### Supplied material:

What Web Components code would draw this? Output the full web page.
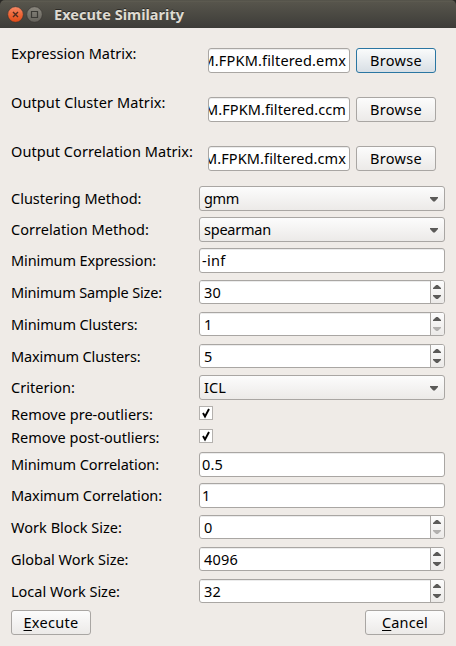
<!DOCTYPE html>
<html lang="en"><head><meta charset="utf-8"><title>Execute Similarity</title>
<style>
html,body{margin:0;padding:0}
body{width:456px;height:646px;overflow:hidden;background:#efebe7;font:14.5px/18px "Noto Sans","Open Sans",sans-serif;color:#000}
</style></head><body>
<similarity-dialog></similarity-dialog>
<script>
class UiElement extends HTMLElement{
  connectedCallback(){
    if(this.shadowRoot)return;
    this.attachShadow({mode:'open'}).innerHTML='<style>:host{box-sizing:border-box}*{box-sizing:border-box}'+this.css()+'</style>'+this.html();
  }
}
const frame='border:1px solid #a9a6a3;border-radius:3px;';
const face='background:linear-gradient(#fcfcfc,#eceae8);';

// A line of text whose tracking is adjusted to a given advance width.
customElements.define('fit-text',class extends UiElement{
  css(){return ':host{display:inline-block;white-space:pre;line-height:18px;flex:none}span{display:inline-block}'}
  html(){return '<span><slot></slot></span>'}
  connectedCallback(){
    super.connectedCallback();
    const w=+this.getAttribute('w'),n=this.textContent.length;
    if(!w||!n)return;
    const s=this.shadowRoot.querySelector('span');
    s.style.letterSpacing=((w-s.getBoundingClientRect().width)/n)+'px';
  }
});
customElements.define('title-bar',class extends UiElement{
  css(){return ':host{display:flex;align-items:center;height:28px;padding:0 8px 0 7px;background:linear-gradient(#4a4942 0,#615f54 1px,#57554c 2px,#3e3d39 27px,#3b3a36);border-radius:5px 5px 0 0;color:#dfdbd2;font-weight:700;text-shadow:0 -1px #2b2a27}svg{display:block;flex:none;margin-right:3px}.t{margin-left:8px;margin-top:-1px}'}
  html(){return `<svg width="17" height="18" viewBox="0 0 17 18"><defs><linearGradient id="a" x2="0" y2="1"><stop stop-color="#f58a68"/><stop offset=".5" stop-color="#ee6637"/><stop offset="1" stop-color="#df4b18"/></linearGradient></defs><circle cx="8.5" cy="9.5" r="7.8" fill="url(#a)" stroke="#35332f" stroke-width=".6"/><path d="M6 7l5 5M11 7l-5 5" stroke="#4e2c20" stroke-width="1.4"/></svg>
  <svg width="17" height="18" viewBox="0 0 17 18" style="margin-left:-1px"><defs><linearGradient id="b" x2="0" y2="1"><stop stop-color="#8a877e"/><stop offset="1" stop-color="#64625b"/></linearGradient></defs><circle cx="8.5" cy="9.5" r="7.8" fill="url(#b)" stroke="#35332f" stroke-width=".6"/><path d="M5.5 6.5h6v6h-6z" fill="none" stroke="#3b3a35" stroke-width="1.2"/></svg>
  <span class="t"><slot></slot></span>`}
});
customElements.define('push-button',class extends UiElement{
  css(){return `:host{display:flex;justify-content:center;width:80px;height:25px;padding-top:2px;flex:none;${frame}${face}}:host([focused]){border-color:#2a76a2;background:linear-gradient(#fafbfb,#d8dfe5)}`}
  html(){return '<slot></slot>'}
});
customElements.define('line-edit',class extends UiElement{
  css(){return `:host{display:flex;width:246px;height:25px;padding:2px 0 0 2px;overflow:hidden;background:#fff;box-shadow:inset 0 1px #ececec;${frame}}:host([file]){width:142px;justify-content:flex-end;padding-right:3px}`}
  html(){return '<slot></slot>'}
});
customElements.define('combo-box',class extends UiElement{
  css(){return `:host{display:flex;justify-content:space-between;width:246px;height:25px;padding:2px 6px 0 4px;${frame}${face}}svg{display:block;margin-top:8px}`}
  html(){return '<slot></slot><svg width="8" height="5"><path d="M0 0h8v1L4.8 4.4H3.2L0 1z" fill="#5b5a58"/></svg>'}
});
customElements.define('spin-box',class extends UiElement{
  css(){return `:host{display:flex;justify-content:space-between;width:246px;height:24px;overflow:hidden;background:#fff;${frame}}.v{padding:2px 0 0 4px;flex:1;box-shadow:inset 0 1px #ececec}.b{width:14px;height:22px;border-left:1px solid #a9a6a3;${face}}svg{display:block}.d{fill:#5b5a58}:host([min]) .d{fill:#b2b0ae}`}
  html(){return '<div class="v"><slot></slot></div><div class="b"><svg width="13" height="22"><path d="M2 8V7L5.2 4h1.6L10 7v1z" fill="#5b5a58"/><path class="d" d="M2 14v1l3.2 3h1.6L10 15v-1z"/></svg></div>'}
});
customElements.define('check-box',class extends UiElement{
  css(){return ':host{display:block;width:14px;height:14px;border:1px solid #b4b1ae;background:#fff}svg{display:block}'}
  html(){return '<svg width="12" height="12"><path d="M3 6l2 3.5L9 2" fill="none" stroke="#000" stroke-width="1.9"/></svg>'}
});
customElements.define('form-row',class extends UiElement{
  css(){return ':host{display:grid;grid-template-columns:188px auto;align-items:start;justify-content:start}.l{margin-top:3px;height:0}:host([file]) .l{margin-top:-4px}:host([check]) .l{margin-top:-1px}.f{display:flex;gap:6px}:host([file]) .f{margin-left:9px}'}
  html(){return '<div class="l"><slot name="label"></slot></div><div class="f"><slot></slot></div>'}
});
customElements.define('similarity-dialog',class extends UiElement{
  css(){return ':host{display:block;width:456px;height:646px;background:linear-gradient(#292825 6px,#efebe7 6px)}main{display:flex;flex-direction:column;padding:20px 11px 0}footer{display:flex;justify-content:space-between;margin-top:7px}u{text-decoration:underline;text-decoration-thickness:1px;text-underline-offset:2px;text-decoration-skip-ink:none}'}
  html(){
    const t=(s,w)=>`<fit-text w="${w}">${s}</fit-text>`;
    const row=(gap,label,lw,kind,value,vw,attr='')=>{
      const file=kind==='file',tag=file?'line-edit':kind;
      return `<form-row style="margin-top:${gap}px" ${file?'file':kind==='check-box'?'check':''}><fit-text slot="label" w="${lw}">${label}</fit-text><${tag} ${file?'file':attr}>${value?t(value,vw):''}</${tag}>${file?`<push-button ${attr}>${t('Browse',52)}</push-button>`:''}</form-row>`};
    return `<title-bar>${t('Execute Similarity',130)}</title-bar><main>`+
    row(0,'Expression Matrix:',125.5,'file','M.FPKM.filtered.emx',144.5,'focused')+
    row(24,'Output Cluster Matrix:',154.5,'file','M.FPKM.filtered.ccm',141)+
    row(24,'Output Correlation Matrix:',182,'file','M.FPKM.filtered.cmx',142)+
    row(15,'Clustering Method:',130.5,'combo-box','gmm',35)+
    row(6,'Correlation Method:',138,'combo-box','spearman',67)+
    row(6,'Minimum Expression:',145,'line-edit','-inf',23.5)+
    row(7,'Minimum Sample Size:',151,'spin-box','30',17)+
    row(8,'Minimum Clusters:',126.5,'spin-box','1',8.5,'min')+
    row(8,'Maximum Clusters:',129.5,'spin-box','5',8.5)+
    row(7,'Criterion:',64,'combo-box','ICL',22)+
    row(6,'Remove pre-outliers:',142,'check-box','',0)+
    row(9,'Remove post-outliers:',148.5,'check-box','',0)+
    row(9,'Minimum Correlation:',148,'line-edit','0.5',21)+
    row(6,'Maximum Correlation:',151,'line-edit','1',8.5)+
    row(7,'Work Block Size:',111,'spin-box','0',8.5,'min')+
    row(8,'Global Work Size:',117.5,'spin-box','4096',34)+
    row(8,'Local Work Size:',109,'spin-box','32',17)+
    `<footer><push-button>${t('<u>E</u>xecute',55)}</push-button><push-button>${t('<u>C</u>ancel',46)}</push-button></footer></main>`}
});
</script></body></html>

### What to produce:
Look through the listing above and count the lines where the string "this" appears. Report the number only.

### Right answer:
5